What's gone wrong for Tesco?

But then things started to feel different. I was perplexed at how low wattage the ads had been, the shops have got scruffier and my local Tesco constantly runs out of toothbrushes. It felt like the most sure-footed brand in the UK had lost some confidence.

This week the knives are out for Tesco as the sales figures take a nasty tumble this quarter.

Does this all add up to a bigger story that it has real problems, or is it a blip?

I am afraid I really think it has made a mess of the advertising. It's a brand that over recent years has erred dangerously close to having the same soft, warm and sensitive appeal of say, Russia. It did not need much excuse to rip off its shirt and show us all its muscles Putin-style. The ads really need to act as a powerful counterbalance to this and they don't.

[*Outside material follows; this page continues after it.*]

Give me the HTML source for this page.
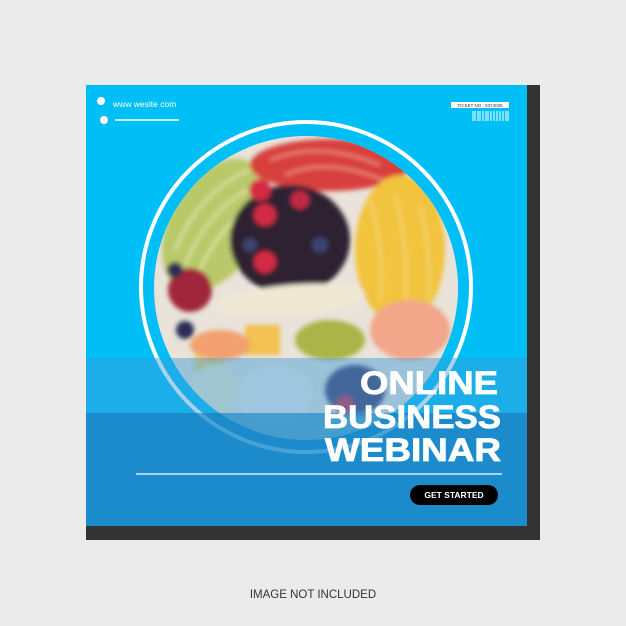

It seems to me the real problem though may be this: consumers now insist on value and quality. Tesco partly invented that notion and got rich on it. But it can't lead on it any more because other people's business models do it better.

Tesco demand value by beating the crap out of suppliers. But as the economy picks up suppliers will resist. Lidl and Aldi do it simply buy taking all cost out of the periphery and focusing purchasing power across a few brands.

Then you look at the rise of the mega global online retailers. The real threat seems to be the Amazons and Alibaba's of the world. They deliver value buy stocking every product under the sun and letting the critical mass of consumer choice create economies of scale. The more we like something the cheaper it should get as the more they can order. And because they work across the globe we can share our purchasing power with people in other countries who like the same things and create huge economies of scale much bigger than local market retailers.

I don't really understand why Tesco.com did not take on Amazon as it was in really early and could have been a real player in this market.

So where does this leave Tesco? There are things that can be refreshed like the ads, the stores and innovation of service again. I'm not sure how you fix the business model issue. But let's be honest, every little helps.